Anche sul futuro governo dell’exclave palestinese una volta terminato il conflitto sembra non esserci accordo nel governo dello Stato ebraico. Il consigliere per la Sicurezza nazionale israeliano, Tzachi Hanegbi, ha lasciato intendere una possibile apertura alla possibilità che l’Autorità nazionale palestinese (Anp) prenda il controllo di Gaza, in contraddizione con il categorico rifiuto a tale ipotesi del primo ministro Netanyahu. Poco dopo infatti, è arrivata la cri tica del ministro delle Finanze di Israele, Bezalel Smotrich, che ha affermato che le dichiarazioni di Hanegbi “non rappresentano la posizione del governo israeliano e il primo ministro deve richiamarlo all’ordine. L’Autorità palestinese non è la soluzione, è una parte significativa del problema”.
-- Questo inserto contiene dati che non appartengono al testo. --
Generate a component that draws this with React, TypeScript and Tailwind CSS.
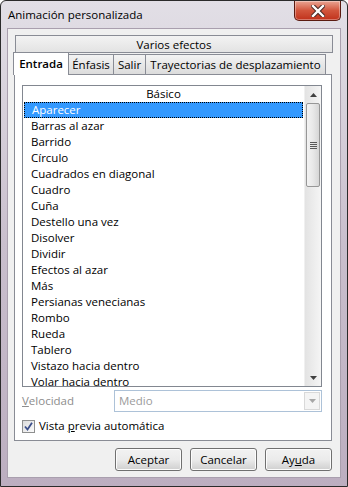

Nell’ambito del tentativo di raggiungere un accordo su una tregua tra Israele e Hamas il mi- nistro degli Esteri britannico, David Cameron, si è recato in Egitto, da dove ha affermato che tenterà di “proseguire gli sforzi per garantire il rilascio di tutti gli ostaggi, aumentare gli aiuti a Gaza e porre fine agli attacchi missilistici di Hamas”. Il ministro ha ribadito che, senza la garanzia della sicurezza di Israele, non potrà esserci una pace duratura o una soluzione a due Stati.

Da parte sua, Hamas non sarebbe disponibile a una tregua inferiore a 14 giorni, durante i quali Israele dovrebbe fermare le operazioni militari in cambio del rilascio di ostaggi israeliani. Lo riferiscono fonti citate dall’emittente panaraba di proprietà saudita “Al Arabiya”. Altre fonti hanno fatto sapere che Israele sarebbe disposto a un cessate il fuoco di cinque giorni, con possibili rinnovi quotidiani.